On 9/6/2013 7:09 AM, Andreas Owen wrote:
> i've managed to get it working if i use the regexTransformer and string is on
> the same line in my tika entity. but when the string is multilined it isn't
> working even though i tried ?s to set the flag dotall.
>
> <entity name="tika" processor="TikaEntityProcessor" url="${rec.url}"
> dataSource="dataUrl" onError="skip" htmlMapper="identity" format="html"
> transformer="RegexTransformer">
> <field column="text_html" regex="<body>(.+)</body>"

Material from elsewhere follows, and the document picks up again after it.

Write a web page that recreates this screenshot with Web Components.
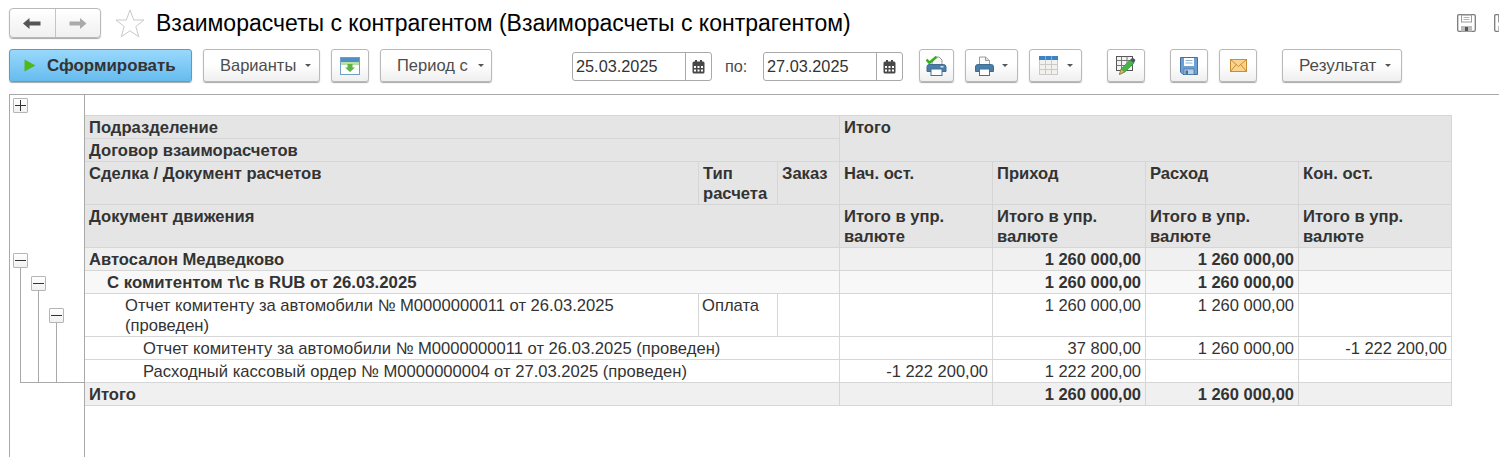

> replaceWith="QQQQQQQQQQQQQQQ" sourceColName="text" />
> </entity>
>
> then i tried it like this and i get a stackoverflow
>
> <field column="text_html" regex="<body>((.|\n|\r)+)</body>"
> replaceWith="QQQQQQQQQQQQQQQ" sourceColName="text" />
>
> in javascript this works but maybe because i only used a small string.
Sounds like we've got an XY problem here.
http://people.apache.org/~hossman/#xyproblem
How about you tell us *exactly* what you'd actually like to have happen
and then we can find a solution for you?
It sounds a little bit like you're interested in stripping all the HTML
tags out. Perhaps the HTMLStripCharFilter?
http://wiki.apache.org/solr/AnalyzersTokenizersTokenFilters#solr.HTMLStripCharFilterFactory
Something that I already said: By using the KeywordTokenizer, you won't
be able to search for individual words on your HTML input. The entire
input string is treated as a single token, and therefore ONLY exact
entire-field matches (or certain wildcard matches) will be possible.
http://wiki.apache.org/solr/AnalyzersTokenizersTokenFilters#solr.KeywordTokenizerFactory
Note that no matter what you do to your data with the analysis chain,
Solr will always return the text that was originally indexed in search
results. If you need to affect what gets stored as well, perhaps you
need an Update Processor.
Thanks,
Shawn